Does media consumption include "conversing with guests?" The sofa is the place everybody goes to chat unless we're having a meal.
Frankly, we'd probably use it a little less if our dining chairs were more comfortable, and I do think there's a very good case to be made that dining room chairs are more important than the sofa, but nonetheless, I really don't think a sofa is especially tied to TV culture in any way.
If we're going to be doing something rather than lazing around or eating, we're not going to be in the house at all.

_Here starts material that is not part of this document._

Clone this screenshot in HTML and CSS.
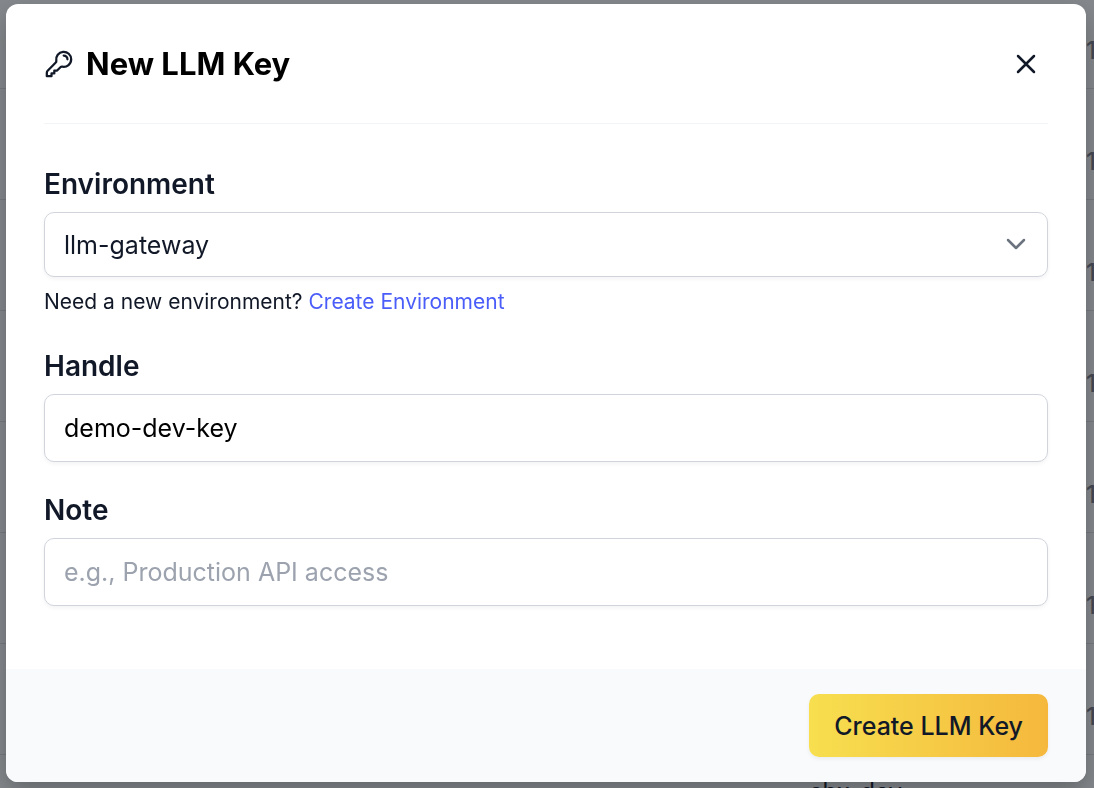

Glad to hear everyone agrees that most couches are pretty subpar. I bought $10,000 worth of stuff from a high end furniture place because the French girl started working there. Then that boat got stuck in the Suez Canal, the shipping container finally arrived months late, and it was empty. So I got a full refund and she still got her huge commission, and after reading this the couch probably sucked.
The factory was a real place; the frames were made of solid wood and plywood, there was a sewing floor and even one (incredibly kooky) person whose sole job was to stuff the pillows. This guy was in a little room full of feathers all day, and they'd follow him around to the cantina and bathroom like a cartoon character.. but I digress.
My job there for a while was to make the sofa legs -- that was a sixteen step process, and they didn't even trust me to glue the boards together, just to do the cuts and shape the pieces. Sand and stain and wax and polish, yes sir!
They had a dedicated delivery crew, and what the article mentions about packaging is true -- things would be blanketed and wrapped up just the right way, then tetris-ed onto the truck. Sitting shotgun on that truck and hauling sofas up stairs and through various spaces was what I did after making the legs got too boring.
These sofas sold for $3000 ~ $4000 and up, and that was at the break of the millennium. I think the cheapest chair they had was around $2000. I should really swing by the showroom and see how much these are now -- and whether they're still made like they used to be.